『つるにょうぼう』 矢川澄子(再話)/赤羽末吉(画)

 

 

民話『つるにょうぼう』を再話した絵本はたくさんあるけれど、思い出す限り、今まで一冊も手にとったことはなかったのではなかろうか、と振り返っています。
この絵本を初めて手に取って、美しさに、ほうっとため息をつきました。


矢川澄子さんの美しい文章と、赤羽末吉さんの日本画が、それは良い具合に溶け合って、民話の空気を作り上げている。
簡素、質素というくらいのしんとした清々しさと、冷たい雪も囲まれてみればこんなふうに温かいものだな、と思うようなぬくもりと湿気とを、絵本全体から感じる。同時に、ぬくもりは、悲しみに通じている、とも感じている。

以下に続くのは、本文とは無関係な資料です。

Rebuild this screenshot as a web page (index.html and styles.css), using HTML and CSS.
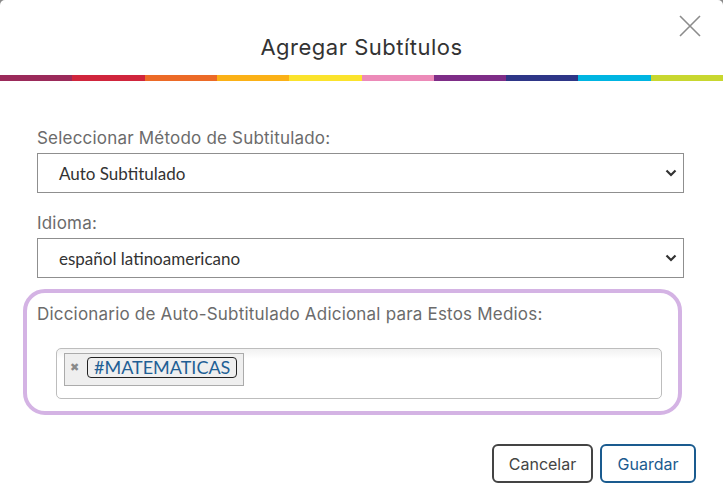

最初のページで描かれる、よ平が傷ついた鶴を助ける場面は、文章も絵もあっさりしている。
雪が降りしきる白っぽい画面に、人の姿がシルエットでぼんやり見えるくらい。物語の幕が開く前のプロローグという感じ。
物語が始まるのは、その次のページだ。
美しい娘が、よ平の家の戸を「ほとほととたた」いて、「女房にしてくださいまし」とたずねてくるところから。
娘と青年が夫婦になるというところから物語が始まるのだ、と思えば、ああ、この物語は、夫婦の物語だ、そして心変わりの物語だ、と感じる。
絵本のページを繰っていると、実直そうだったよ平の顔つきがだんだんと変わってくるのを感じる。
描かれたよ平の顔は、どこまでも抑えた表情で、そこに大きな変化はないのだけれど……。


最後のページは、下のほうに、横に広がる雪の広い大地がある。山々に抱かれて眠ったような白い景色だ。そのうえに広がる大きな空は、灰色の雲が、右の上のほうだけうっすらと晴れて青い。青いなかを飛び去る小さな鶴の姿。
晴れ晴れとした美しい画面に置いてきぼりを喰わされたようで、ただ名残惜しい。